斉加がことごとく切って捨てる筋立ては痛快だが、視聴者としては「その先」が見たい、というのだ。
だが、闘いの現時点で、斉加の取った戦略は間違っていないとぼくは思う。インターネットという靄(もや)の中で、敵がまだはっきりと見えていないからだ。自ら危険を犯して土俵に上がり、敵も土俵に引き摺(ず)り出して、その姿をはっきりと見極めなければならないのだ。
敵は「ボット」という兵器を活用して、ネットの炎上を引き起こしていた。それを突き止めたのは、斉加が得た成果だ。だが、敵の姿が、「ボット」という兵器の陰に隠れて、ますます見えにくくなったとも言える。
そもそも、敵は、最初からインターネットの靄を利用して、攻撃を仕掛けてきていたのだ。自らは安全な場所にいて、相手のみを傷つける、ドローンを使った爆撃のように。
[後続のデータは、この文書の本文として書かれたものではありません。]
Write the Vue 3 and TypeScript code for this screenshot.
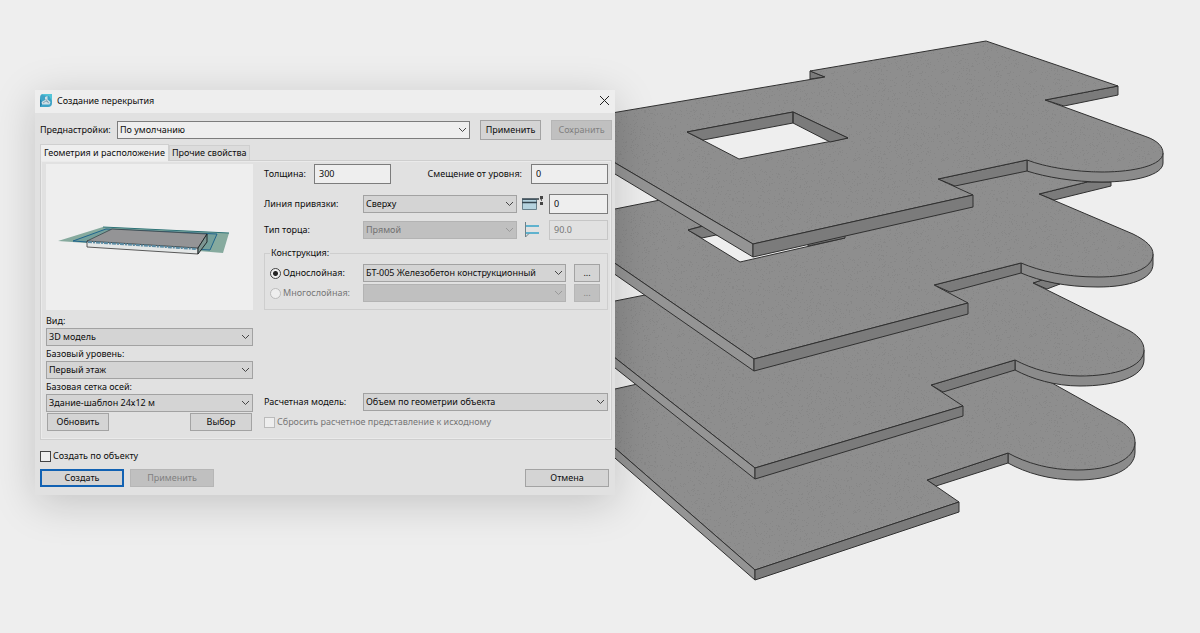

ひるがえって、ぼくたちの「土俵」である書店現場は、如何(いか)に? と思う。その「土俵」は今もアナログの牙城(がじょう)である。本を使って他者を攻撃しようとすれば(ペンネームであったり、ごく稀〈まれ〉に匿名であることもあるが)、著者名は明確にせねばならず、奥付には発行者名が不可欠である。対決すべき敵は見えている。
斉加の闘いに共感し、参戦していくならば、そのことを戦略に組み込まない手はない。
「土俵」に着弾した敵の武器を、目を逸(そ)らすことなく見つめること。どのような論理が、敵の弱者攻撃の動機となっているのか? 敵はどのような戦法で読むものを説得し、その攻撃の輪を広げようとしているのか?
敵は眼前に現れている。援軍の数も比較的計数しやすい(人が書店で本を購入した結果である実売数は、ボットが拡散するツイート数などに比べれば、ずっと有意であるはずだ)。
ぼくが、書店を「言論のアリーナ」と呼ぶ所以(ゆえん)である。
敵が姿を現してくれているなら、さらに、こちらも逃げることなく、「土俵」に上り闘いに赴かなくてはならない。
大きな勇気を与えてくれた、斉加尚代に倣(なら)って。